Philosophie de la vérité et contestation politique
12 Septembre 2012 , Rédigé par Frédéric Delorca Publié dans #Débats chez les "résistants"
Un correspondant me transmettait tantôt un article de Jean Bricmont à propos des listes de dénonciation que rédigent les collégiens "anti-fas", anti-conspirationnistes etc (Jean Bricmont fut autrefois préfacier de l'Atlas alternatif avec lequel j'ai quelques désaccords profonds depuis cinq ans au point que nous n'échangeons plus depuis lors)
Je crois que le fond du problème tient au rapport à la vérité, et à l'historicité de celle-ci.
Il y a plusieurs formes d'historicisme : l'un qui se fonde sur la culture, l'autre sur la nature.
L'historicisme culturel dit "il n'y a de vrai que ce qui s'impose dans un champ social donné" (la fameuse phrase de Hegel "tout ce qui est réel est rationnel, tout ce qui est rationnel est réel"), ou, du point de vue contestataire "n'est vrai que ce qui est utile au triomphe d'une vérité alternative à celle qui domine aujourd'hui". Cette forme d'historicisme (et de relativisme) contestataire correspond à la position de la plupart des marxistes.
Du point de vue de l'historicisme naturel néo-darwinien, la vérité est la connaissance dont l'humain est capable à un certain stade de son évolution naturelle, en interaction avec l'environnement auquel il est confronté. De mon point de vue, l'être humain se doit, individuellement et collectivement, de porter ce degré de connaissance aussi haut qu'il le peut à chaque génération (tout en sachant qu'il y aura toujours des limites à cet effort, limites largement liées à la configuration du cerveau de primate que nous portons en nous, l'irrégularité de sa persévérance, ses capacités d'auto-illusion etc).

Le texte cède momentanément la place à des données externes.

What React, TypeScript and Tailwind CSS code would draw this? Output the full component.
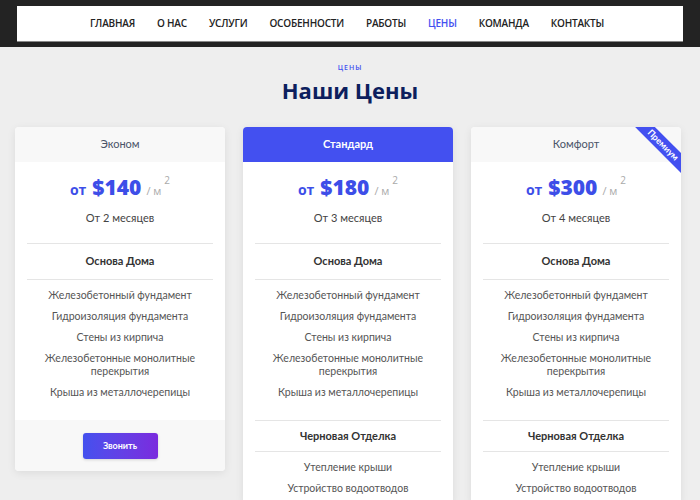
import React from "react";

const navItems = ["Главная", "О нас", "Услуги", "Особенности", "Работы", "Цены", "Команда", "Контакты"];

type Plan = {
  name: string;
  price: string;
  months: string;
  featured?: boolean;
  premium?: boolean;
};

const plans: Plan[] = [
  { name: "Эконом", price: "$140", months: "От 2 месяцев" },
  { name: "Стандард", price: "$180", months: "От 3 месяцев", featured: true },
  { name: "Комфорт", price: "$300", months: "От 4 месяцев", premium: true },
];

const base = [
  "Железобетонный фундамент",
  "Гидроизоляция фундамента",
  "Стены из кирпича",
  "Железобетонные монолитные перекрытия",
  "Крыша из металлочерепицы",
];

const rough = ["Утепление крыши", "Устройство водоотводов"];

function FeatureList({ items }: { items: string[] }) {
  return (
    <ul className="flex flex-col gap-[8px] py-[9px] text-[10.5px] leading-[13px] text-[#555]">
      {items.map((t) => (
        <li key={t} className="px-[24px]">
          {t}
        </li>
      ))}
    </ul>
  );
}

function PriceCard({ plan }: { plan: Plan }) {
  const short = !plan.featured && !plan.premium;
  return (
    <div className="relative w-[210px] overflow-hidden rounded-[4px] bg-white text-center shadow-[0_2px_8px_rgba(0,0,0,0.08)]">
      {/* header */}
      <div
        className={
          plan.featured
            ? "flex h-[35px] items-center justify-center bg-[#4350f0] text-[11px] font-bold text-white"
            : "flex h-[35px] items-center justify-center bg-[#f8f8f8] text-[11px] text-[#4a5468]"
        }
      >
        {plan.name}
      </div>

      {plan.premium && (
        <div className="absolute right-[-22px] top-[11px] flex h-[14px] w-[80px] rotate-45 items-center justify-center bg-[#4350f0] text-[9px] font-bold text-white">
          Премиум
        </div>
      )}

      {/* price */}
      <div className="flex items-baseline justify-center pt-[10px] text-[#3d4ee8]" style={{ fontFamily: '"Open Sans", sans-serif' }}>
        <span className="mr-[6px] text-[14px] font-bold">от</span>
        <span className="text-[21px] font-extrabold leading-[30px]">{plan.price}</span>
        <span className="ml-[5px] text-[11px] text-[#aaa]">/ м</span>
        <span className="relative top-[-11px] ml-[3px] text-[10px] text-[#aaa]">2</span>
      </div>
      <div className="pt-[8px] text-[11px] text-[#444]">{plan.months}</div>

      <div className="mx-3 mt-[17px] border-t border-[#e5e5e5]" />
      <div className="py-[9px] text-[11px] font-bold text-[#333]">Основа Дома</div>
      <div className="mx-3 border-t border-[#e5e5e5]" />
      <FeatureList items={base} />

      {short ? (
        <div className="mt-[12px] flex justify-center bg-[#f8f8f8] pb-[12px] pt-[13px]">
          <button className="h-[26px] w-[75px] rounded-[3px] bg-gradient-to-r from-[#4350ee] to-[#7a2ade] text-[9px] font-bold text-white shadow-[0_1px_3px_rgba(0,0,0,0.15)]">
            Звонить
          </button>
        </div>
      ) : (
        <>
          <div className="mx-3 mt-[12px] border-t border-[#e5e5e5]" />
          <div className="py-[7px] text-[11px] font-bold text-[#333]">Черновая Отделка</div>
          <div className="mx-3 border-t border-[#e5e5e5]" />
          <FeatureList items={rough} />
        </>
      )}
    </div>
  );
}

export default function App() {
  return (
    <div
      className="h-[500px] w-[700px] overflow-hidden bg-[#eeeeee]"
      style={{ fontFamily: 'Lato, "Open Sans", sans-serif' }}
    >
      {/* top nav */}
      <div className="bg-[#232323] px-[17px] pb-[6px] pt-[6px]">
        <nav
          className="flex h-[35px] items-center justify-center gap-[22px] bg-white pr-[6px] shadow-[0_1px_0_#888]"
          style={{ fontFamily: '"Open Sans", sans-serif' }}
        >
          {navItems.map((n) => (
            <a
              key={n}
              className={
                n === "Цены"
                  ? "text-[10px] font-semibold uppercase tracking-[-0.2px] text-[#4350f0]"
                  : "text-[10px] font-semibold uppercase tracking-[-0.2px] text-[#222]"
              }
            >
              {n}
            </a>
          ))}
        </nav>
      </div>

      {/* heading */}
      <div className="pt-[16px] text-center" style={{ fontFamily: '"Open Sans", sans-serif' }}>
        <div className="text-[7px] font-semibold uppercase tracking-[1px] text-[#4350f0]">Цены</div>
        <h2 className="mt-[1px] text-[22px] font-bold leading-[30px] text-[#0d1f5e]">Наши Цены</h2>
      </div>

      {/* cards */}
      <div className="mt-[22px] flex items-start gap-[18px] pl-[15px]">
        {plans.map((p) => (
          <PriceCard key={p.name} plan={p} />
        ))}
      </div>
    </div>
  );
}
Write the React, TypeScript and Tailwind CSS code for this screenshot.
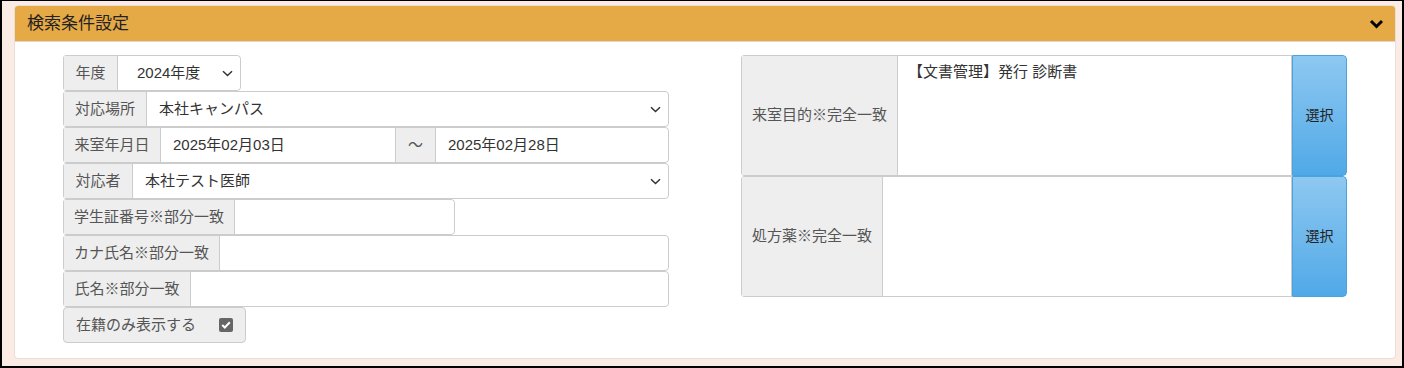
import React from "react";

const FONT = "font-['Liberation_Sans','Noto_Sans_CJK_JP',sans-serif]";

const Chevron = () => (
  <svg width="11" height="7" viewBox="0 0 11 7" className="shrink-0">
    <path d="M1 1.2 L5.5 5.5 L10 1.2" fill="none" stroke="#333" strokeWidth="1.5" />
  </svg>
);

const Label = ({ children, w }: { children: React.ReactNode; w: string }) => (
  <div className={`${w} h-full shrink-0 flex items-center justify-center whitespace-nowrap bg-[#eeeeee] border border-[#cccccc] text-[#555] text-[15px]`}>
    {children}
  </div>
);

const Row = ({ children, w = "w-[606px]" }: { children: React.ReactNode; w?: string }) => (
  <div className={`${w} h-[36px] flex rounded-[4px] overflow-hidden`}>{children}</div>
);

const Field = ({ value, select }: { value?: string; select?: boolean }) => (
  <div className="flex-1 h-full flex items-center justify-between whitespace-nowrap pl-3 pr-[7px] bg-white border border-l-0 border-[#cccccc] text-[#333] text-[15px] rounded-r-[4px]">
    <span>{value}</span>
    {select && <Chevron />}
  </div>
);

export default function App() {
  return (
    <div className={`${FONT} w-[1404px] h-[368px] bg-[#faece5] border-l-2 border-r-2 border-t border-b-2 border-black pl-[12px] pr-[6px] pt-[4px]`}>
      <div className="w-[1382px] h-[354px] bg-white border border-[#eadfd8] rounded-[4px] overflow-hidden">
        <div className="h-[36px] bg-[#e5a945] flex items-center justify-between pl-3 pr-[11px] border-b border-[#e0d6cf]">
          <span className="text-[17px] text-[#222] pt-[1px]">検索条件設定</span>
          <svg width="15" height="10" viewBox="0 0 15 10">
            <path d="M2 2 L7.5 7.5 L13 2" fill="none" stroke="#000" strokeWidth="3" />
          </svg>
        </div>
        <div className="flex pt-[13px] pl-[48px]">
          <div className="flex flex-col w-[606px]">
            <Row w="w-[178px]">
              <Label w="w-[55px]">年度</Label>
              <div className="flex-1 h-full flex items-center justify-between whitespace-nowrap pl-[19px] pr-[7px] bg-white border border-l-0 border-[#cccccc] text-[#333] text-[15px] rounded-r-[4px]">
                <span>2024年度</span>
                <Chevron />
              </div>
            </Row>
            <Row>
              <Label w="w-[84px]">対応場所</Label>
              <Field value="本社キャンパス" select />
            </Row>
            <Row>
              <Label w="w-[98px]">来室年月日</Label>
              <div className="w-[235px] h-full flex items-center whitespace-nowrap pl-3 bg-white border border-l-0 border-[#cccccc] text-[#333] text-[15px]">
                2025年02月03日
              </div>
              <div className="w-[40px] h-full shrink-0 flex items-center justify-center bg-[#eeeeee] border border-l-0 border-[#cccccc] text-[#555] text-[15px]">
                ～
              </div>
              <Field value="2025年02月28日" />
            </Row>
            <Row>
              <Label w="w-[70px]">対応者</Label>
              <Field value="本社テスト医師" select />
            </Row>
            <Row w="w-[392px]">
              <Label w="w-[172px]">学生証番号※部分一致</Label>
              <Field />
            </Row>
            <Row>
              <Label w="w-[157px]">カナ氏名※部分一致</Label>
              <Field />
            </Row>
            <Row>
              <Label w="w-[128px]">氏名※部分一致</Label>
              <Field />
            </Row>
            <div className="w-[183px] h-[36px] flex items-center justify-between whitespace-nowrap pl-3 pr-[12px] bg-[#eeeeee] border border-[#cccccc] rounded-[4px] text-[#555] text-[15px]">
              <span>在籍のみ表示する</span>
              <span className="w-[14px] h-[14px] rounded-[2px] bg-[#666] flex items-center justify-center">
                <svg width="10" height="8" viewBox="0 0 10 8">
                  <path d="M1.2 4 L3.8 6.5 L8.8 1.3" fill="none" stroke="#fff" strokeWidth="2" />
                </svg>
              </span>
            </div>
          </div>
          <div className="flex flex-col ml-[72px] w-[606px]">
            {[
              { label: "来室目的※完全一致", w: "w-[157px]", value: "【文書管理】発行 診断書" },
              { label: "処方薬※完全一致", w: "w-[142px]", value: "" },
            ].map((r, i) => (
              <div key={i} className="h-[121px] flex rounded-[4px] overflow-hidden">
                <div className={`${r.w} h-full shrink-0 flex items-center justify-center whitespace-nowrap bg-[#eeeeee] border border-[#cccccc] text-[#555] text-[15px]`}>
                  {r.label}
                </div>
                <div className="flex-1 h-full bg-white border border-l-0 border-[#cccccc] text-[#333] text-[15px] pl-[10px] pt-[5px] whitespace-nowrap">
                  {r.value}
                </div>
                <div className="w-[55px] h-full shrink-0 flex items-center justify-center bg-gradient-to-b from-[#8dc8f1] to-[#4fa9e7] border border-[#4aa3df] text-[#222] text-[14px] rounded-r-[4px]">
                  選択
                </div>
              </div>
            ))}
          </div>
        </div>
      </div>
    </div>
  );
}
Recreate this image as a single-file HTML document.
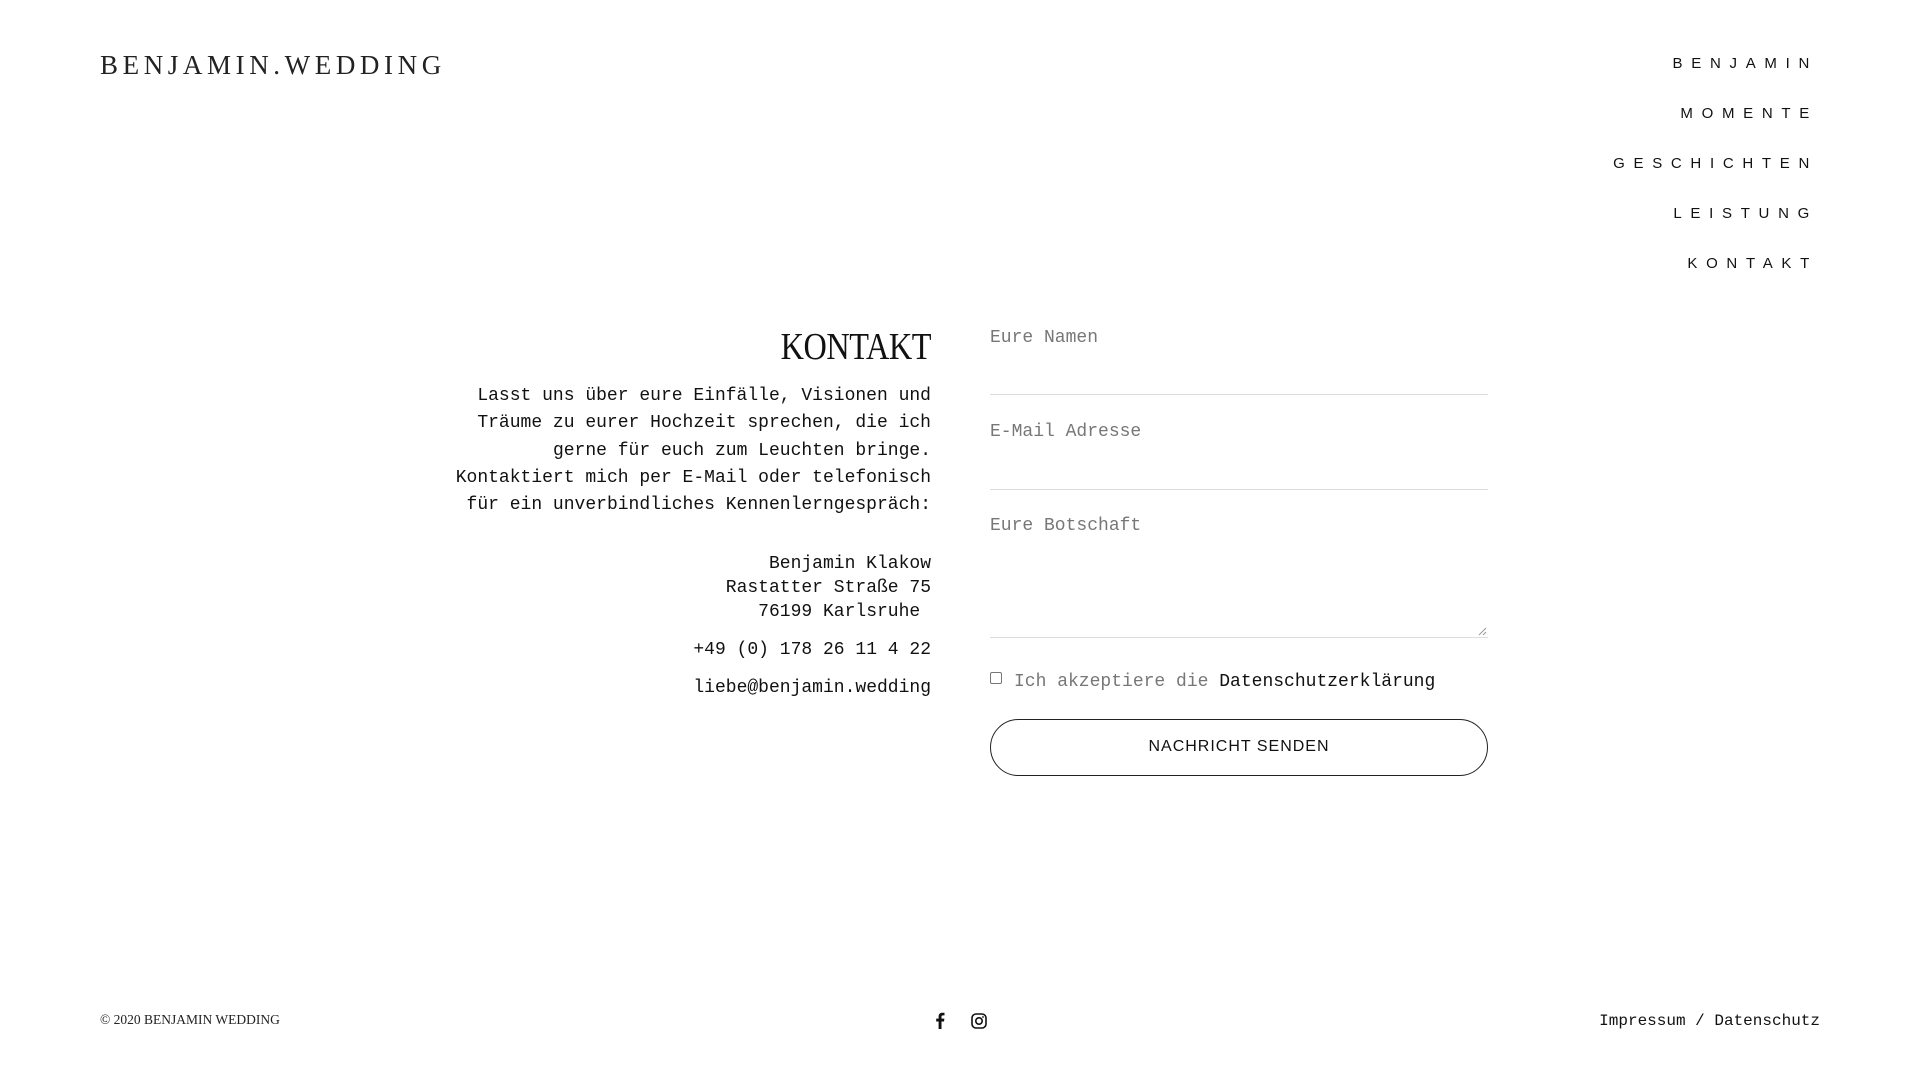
<!DOCTYPE html>
<html><head><meta charset="utf-8"><style>
*{margin:0;padding:0;box-sizing:border-box}
html,body{width:1920px;height:1080px;background:#fff;overflow:hidden;color:#111}
body{position:relative;font-family:"Liberation Mono",monospace}
.abs{position:absolute}
.logo{left:100px;top:50px;font-family:"Liberation Serif",serif;font-size:27px;letter-spacing:4.6px;color:#222;white-space:nowrap}
.nav{right:102px;text-align:right;font-family:"Liberation Sans",sans-serif;font-size:15px;letter-spacing:8.7px;color:#111;white-space:nowrap}
h1{position:absolute;right:989px;top:325px;font-family:"Liberation Serif",serif;font-weight:normal;font-size:38px;letter-spacing:-0.5px;color:#111;transform:scaleX(0.85);transform-origin:right}
.p{right:989px;text-align:right;font-size:18px;white-space:nowrap;color:#111}
.lbl{left:990px;font-size:18px;color:#777}
.line{left:990px;width:498px;height:1px;background:#ddd}
.btn{left:990px;top:719px;width:498px;height:57px;border:1.5px solid #222;border-radius:29px;text-align:center;line-height:54px;font-size:16px;font-family:"Liberation Sans",sans-serif;letter-spacing:1px}
</style></head><body>
<div class="abs logo">BENJAMIN.WEDDING</div>
<div class="abs nav" style="top:55px">BENJAMIN</div>
<div class="abs nav" style="top:105px">MOMENTE</div>
<div class="abs nav" style="top:155px">GESCHICHTEN</div>
<div class="abs nav" style="top:205px">LEISTUNG</div>
<div class="abs nav" style="top:255px">KONTAKT</div>

<h1>KONTAKT</h1>
<div class="abs p" style="top:383px;line-height:27.3px">Lasst uns über eure Einfälle, Visionen und<br>Träume zu eurer Hochzeit sprechen, die ich<br>gerne für euch zum Leuchten bringe.<br>Kontaktiert mich per E-Mail oder telefonisch<br>für ein unverbindliches Kennenlerngespräch:</div>
<div class="abs p" style="top:552px;line-height:24px">Benjamin Klakow<br>Rastatter Straße 75<br>76199 Karlsruhe&nbsp;</div>
<div class="abs p" style="top:640px">+49 (0) 178 26 11 4 22</div>
<div class="abs p" style="top:678px">liebe@benjamin.wedding</div>

<div class="abs lbl" style="top:328px">Eure Namen</div>
<div class="abs line" style="top:394px"></div>
<div class="abs lbl" style="top:422px">E-Mail Adresse</div>
<div class="abs line" style="top:489px"></div>
<div class="abs lbl" style="top:516px">Eure Botschaft</div>
<div class="abs line" style="top:637px"></div>
<svg class="abs" style="left:1478px;top:627px" width="9" height="9"><path d="M1 8L8 1M5 8L8 5" stroke="#999" stroke-width="1"/></svg>
<div class="abs" style="left:990px;top:672px;width:12px;height:12px;border:1px solid #777;border-radius:2px"></div>
<div class="abs" style="left:1014px;top:672px;font-size:18px;color:#777;white-space:nowrap">Ich akzeptiere die <span style="color:#111">Datenschutzerklärung</span></div>
<div class="abs btn">NACHRICHT SENDEN</div>

<div class="abs" style="left:100px;top:1012px;font-family:'Liberation Serif',serif;font-size:13.5px;color:#222">© 2020 BENJAMIN WEDDING</div>
<svg class="abs" style="left:935px;top:1012px" width="10" height="17" viewBox="0 0 10 17"><path d="M6.5 17V9.5H9L9.4 6.6H6.5V4.8C6.5 4 6.8 3.4 8 3.4H9.5V0.8C9.2 0.8 8.3 0.7 7.3 0.7 5.1 0.7 3.6 2 3.6 4.5V6.6H1.2V9.5H3.6V17Z" fill="#111"/></svg>
<svg class="abs" style="left:971px;top:1013px" width="16" height="16" viewBox="0 0 16 16"><rect x="1" y="1" width="14" height="14" rx="4" fill="none" stroke="#111" stroke-width="1.6"/><circle cx="8" cy="8" r="3.2" fill="none" stroke="#111" stroke-width="1.6"/><circle cx="12" cy="4" r="0.9" fill="#111"/></svg>
<div class="abs" style="right:100px;top:1012px;font-size:16px;color:#111;white-space:nowrap">Impressum / Datenschutz</div>
</body></html>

Cela suppose que l'on ne se laisse aller à aucune facilité :
- On ne doit pas notamment dire des choses idiotes avec d'autres idiots (ou soutenir des idiots) simplement parce que cela servirait à accéder à un système social plus juste : parce que cela implique que le futur système social que l'on contribuera ainsi à instaurer sera fondé sur la bêtise et donc sera injuste. Donc il ne faut pas s'allier avec des conspirationnistes, des gens qui font de l'humour grossier qui fait appel aux instincts les moins raffinés de l'individu, des gens qui émettent des informations non vérifiées etc.
- On ne doit pas non plus tirer argument de la bêtise de ses adversaires pour se croire intelligent ou se croire dans le vrai, ce qui est le cas de beaucoup de gens parmi les soi-disant "dissidents" : beaucoup croient qu'ils ont rendu service à la vérité simplement parce qu'ils ont pondu un texte contre un intellectuel médiatique idiot, ou parce qu'ils auront avancé une idée ou un fait qui réfutent un slogan idiot que les médias diffusent. Ce faisant on choisit la facilité. A chaque fois que l'on conteste les mensonges dominants, il faut le faire avec un souci aigu de sa propre éthique (notamment de sa propre indépendance d'esprit), un sens de la nuance, un sens de la cohérence aussi (par exemple ceux qui critiquent l'utilisation de l'incarcération des Pussy Riots doivent aussi être assez honnêtes avec eux mêmes pour réfléchir à tous les aspects de ce qu'ils pensent de l'érotisme dans la société, de ce qu'ils pensent de l'ingérence - ce que ne fait pas Jean Bricmont par exemple car il n'aborde pas beaucoup de problèmes de l'ingérence informelle que créent les rapports entre les peuples au quotidien, par les canaux médiatiques notamment, sa critique de l'ingérence reste au niveau de principes abstraits sur des segments factuels extrêmement partiels). Voilà pourquoi d'ailleurs il faudrait passer moins de temps à critiquer les erreurs ou les mensonges de ses aversaires qu'à réfléchir aux vérités que soi-même on veut proposer au monde et à leur mise en cohérence.
Malheureusement la critique du système médiatique (et du système politico-économique que les médias défendent) n'a cessé de perdre en qualité depuis quinze ans, à cause d'Internet notamment. Elle ne satisfait plus aux critères de probité et de vérité que j'énonçais plus haut, et c'est pourquoi je suis de plus en plus en retrait par rapport à ces formes actuelles de contestation.